Nice to see the market following the playbook, with utilities, value and staples doing fine.
What the heck is going on with weed stocks? This was supposed to be the next big thing.
The 30/70 conservative allocation worked in a sense...stocks were down 18-20% and it lost just 11%. Still....having people lose that much money in a 30/70 fund hurts. But with bonds yielding more now it may recoup some of that.
So the question is... now what....buy what has been rekt or stay with sectors that are working. that'll be the question.

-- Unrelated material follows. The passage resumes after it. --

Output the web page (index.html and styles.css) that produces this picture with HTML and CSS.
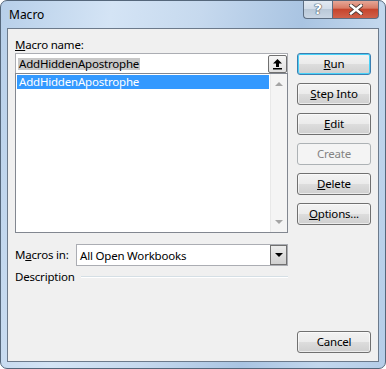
FILE: index.html
```html
<!DOCTYPE html>
<html lang="en">
<head>
    <meta charset="UTF-8">
    <title>Macro</title>
    <link rel="stylesheet" href="styles.css">
</head>
<body>

    <div class="window">
        <div class="titlebar">
            <span class="title">Macro</span>
            <div class="caption-buttons">
                <div class="cap help">?</div>
                <div class="cap close">
                    <svg width="14" height="11" viewBox="0 0 14 11">
                        <path d="M2 1.5 L12 9.5 M12 1.5 L2 9.5" stroke="#4a3a36" stroke-width="4.2" stroke-linecap="square"/>
                        <path d="M2 1.5 L12 9.5 M12 1.5 L2 9.5" stroke="#ffffff" stroke-width="2.4" stroke-linecap="square"/>
                    </svg>
                </div>
            </div>
        </div>

        <div class="client">
            <div class="main">
                <div class="left">
                    <div class="label"><u>M</u>acro name:</div>
                    <div class="name-box">
                        <span class="name-text">AddHiddenApostrophe</span>
                        <div class="up-btn">
                            <svg width="11" height="12" viewBox="0 0 11 12">
                                <path d="M5.5 1 L10 5.5 L7 5.5 L7 9 L4 9 L4 5.5 L1 5.5 Z" fill="#000"/>
                                <rect x="1" y="10" width="9" height="1.5" fill="#000"/>
                            </svg>
                        </div>
                    </div>
                    <div class="listbox">
                        <div class="items">
                            <div class="item selected">AddHiddenApostrophe</div>
                        </div>
                        <div class="scrollbar">
                            <span class="arrow up"></span>
                            <span class="arrow down"></span>
                        </div>
                    </div>
                    <div class="macros-in">
                        <span class="label">M<u>a</u>cros in:</span>
                        <div class="select">
                            <span class="select-text">All Open Workbooks</span>
                            <div class="select-btn"><span class="tri"></span></div>
                        </div>
                    </div>
                    <div class="desc">
                        <span>Description</span>
                        <div class="rule"></div>
                    </div>
                </div>

                <div class="buttons">
                    <div class="btn default"><u>R</u>un</div>
                    <div class="btn"><u>S</u>tep Into</div>
                    <div class="btn"><u>E</u>dit</div>
                    <div class="btn disabled">Create</div>
                    <div class="btn"><u>D</u>elete</div>
                    <div class="btn"><u>O</u>ptions...</div>
                </div>
            </div>

            <div class="footer">
                <div class="btn">Cancel</div>
            </div>
        </div>
    </div>

</body>
</html>
```

FILE: styles.css
```css
body {
    margin: 0;
    background: #ffffff;
    font-family: 'Noto Sans', 'Open Sans', sans-serif;
    font-size: 11.5px;
    letter-spacing: -0.2px;
    color: #000;
}

.window {
    width: 386px;
    height: 369px;
    box-sizing: border-box;
    border: 1px solid #55677b;
    border-radius: 7px;
    background: linear-gradient(100deg, #b7cfe9 0%, #d4e4f5 25%, #c6d9ee 45%, #a9c4e2 68%, #c2d7ed 85%, #b5cde8 100%);
    padding: 0 6px 6px 6px;
    display: flex;
    flex-direction: column;
    overflow: hidden;
}

.titlebar {
    height: 27px;
    display: flex;
    justify-content: space-between;
    align-items: flex-start;
}

.title {
    margin-top: 5px;
    margin-left: 2px;
    font-size: 12px;
    letter-spacing: 0;
    line-height: 18px;
}

.caption-buttons {
    display: flex;
    margin-top: -1px;
}

.cap {
    height: 19px;
    box-sizing: border-box;
    border: 1px solid #5d6e82;
    border-top: none;
    display: flex;
    justify-content: center;
    align-items: center;
}

.help {
    width: 29px;
    border-radius: 0 0 0 4px;
    border-right: none;
    background: linear-gradient(#e4ebf3 0%, #d2dde9 50%, #b9c8d8 51%, #c9d6e4 100%);
    color: #fff;
    font-family: 'DejaVu Sans', sans-serif;
    font-weight: bold;
    font-size: 14px;
    text-shadow: 0 0 1px #3c4a5a, 0 0 1px #3c4a5a, 0 0 1px #3c4a5a;
}

.close {
    width: 47px;
    border-radius: 0 0 4px 0;
    background: linear-gradient(#e7ad9e 0%, #d97c66 45%, #c6452d 52%, #d0614a 100%);
}

.client {
    flex: 1;
    background: #f0f0f0;
    border: 1px solid #6c7a8b;
    display: flex;
    flex-direction: column;
    padding: 0 7px 8px 7px;
}

.main {
    display: flex;
    gap: 9px;
}

.left {
    width: 273px;
    display: flex;
    flex-direction: column;
}

.label {
    line-height: 16px;
}

.left > .label {
    margin-top: 8px;
}

.name-box {
    height: 20px;
    box-sizing: border-box;
    border: 1px solid #abadb3;
    border-bottom: none;
    background: #fff;
    display: flex;
    align-items: center;
    justify-content: space-between;
    padding-left: 2px;
}

.name-text {
    background: #c8c8c8;
    line-height: 12px;
    padding: 0 1px;
}

.up-btn {
    width: 19px;
    height: 18px;
    box-sizing: border-box;
    border: 1px solid #707070;
    border-radius: 2px;
    background: linear-gradient(#f6f6f6, #e0e0e0);
    display: flex;
    align-items: center;
    justify-content: center;
}

.listbox {
    height: 160px;
    box-sizing: border-box;
    border: 1px solid #828790;
    background: #fff;
    display: flex;
}

.items {
    flex: 1;
    padding: 1px;
}

.item {
    line-height: 14px;
    padding-left: 2px;
}

.selected {
    background: #3399ff;
    color: #fff;
}

.scrollbar {
    width: 17px;
    background: #f4f4f4;
    border-left: 1px solid #e8e8e8;
    display: flex;
    flex-direction: column;
    justify-content: space-between;
    align-items: center;
    padding: 8px 0;
    box-sizing: border-box;
}

.arrow {
    width: 0;
    height: 0;
    border-left: 4px solid transparent;
    border-right: 4px solid transparent;
}

.arrow.up {
    border-bottom: 4px solid #a5a5a5;
}

.arrow.down {
    border-top: 4px solid #a5a5a5;
}

.macros-in {
    display: flex;
    align-items: center;
    margin-top: 11px;
}

.macros-in .label {
    width: 61px;
}

.select {
    flex: 1;
    height: 22px;
    box-sizing: border-box;
    border: 1px solid #abadb3;
    background: #fff;
    display: flex;
    align-items: center;
    justify-content: space-between;
}

.select-text {
    padding-left: 3px;
}

.select-btn {
    width: 17px;
    height: 20px;
    box-sizing: border-box;
    border: 1px solid #707070;
    background: linear-gradient(#ececec, #d0d0d0);
    display: flex;
    align-items: center;
    justify-content: center;
}

.tri {
    width: 0;
    height: 0;
    border-left: 4px solid transparent;
    border-right: 4px solid transparent;
    border-top: 4px solid #000;
}

.desc {
    display: flex;
    align-items: center;
    gap: 6px;
    margin-top: 3px;
    line-height: 16px;
}

.rule {
    flex: 1;
    height: 1px;
    background: #d5dfe5;
    border-bottom: 1px solid #ffffff;
}

.buttons {
    width: 74px;
    display: flex;
    flex-direction: column;
    gap: 8px;
    margin-top: 24px;
}

.btn {
    height: 22px;
    box-sizing: border-box;
    border: 1px solid #707070;
    border-radius: 3px;
    background: linear-gradient(#f2f2f2 0%, #ebebeb 50%, #dddddd 51%, #cfcfcf 100%);
    box-shadow: inset 0 0 0 1px rgba(255, 255, 255, 0.6);
    text-align: center;
    line-height: 20px;
}

.btn.default {
    border-color: #3c7fb1;
    box-shadow: inset 0 0 0 1px #48d1f8;
}

.btn.disabled {
    border-color: #adb2b5;
    background: #f4f4f4;
    color: #838383;
    box-shadow: none;
}

.footer {
    margin-top: auto;
    display: flex;
    justify-content: flex-end;
}

.footer .btn {
    width: 74px;
}
```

the huge divergence between GDP Now and the Street continues....
this is for 2Q. The quarter that already ended. So this is not looking forward. We're well into 3Q already.
GDP Now got worse today: negative 1.6%
Street is at around positive 2.0%
Note that GDP Now is a model, with, I believe, no human input. for better or worse.
In any case, will be fascinating to see what 2Q GDP comes out to be, given that massive divergence. How many hundreds of billions of dollars does that discrepancy represent? How will the 'wrong' side explain itself?
My synopsis is positioning is bearish, as fundamentally the environment remains decidedly negative. Short covering on any positive lead, then back to short on the reverse. Good trading environment for institutions, but tough on retail.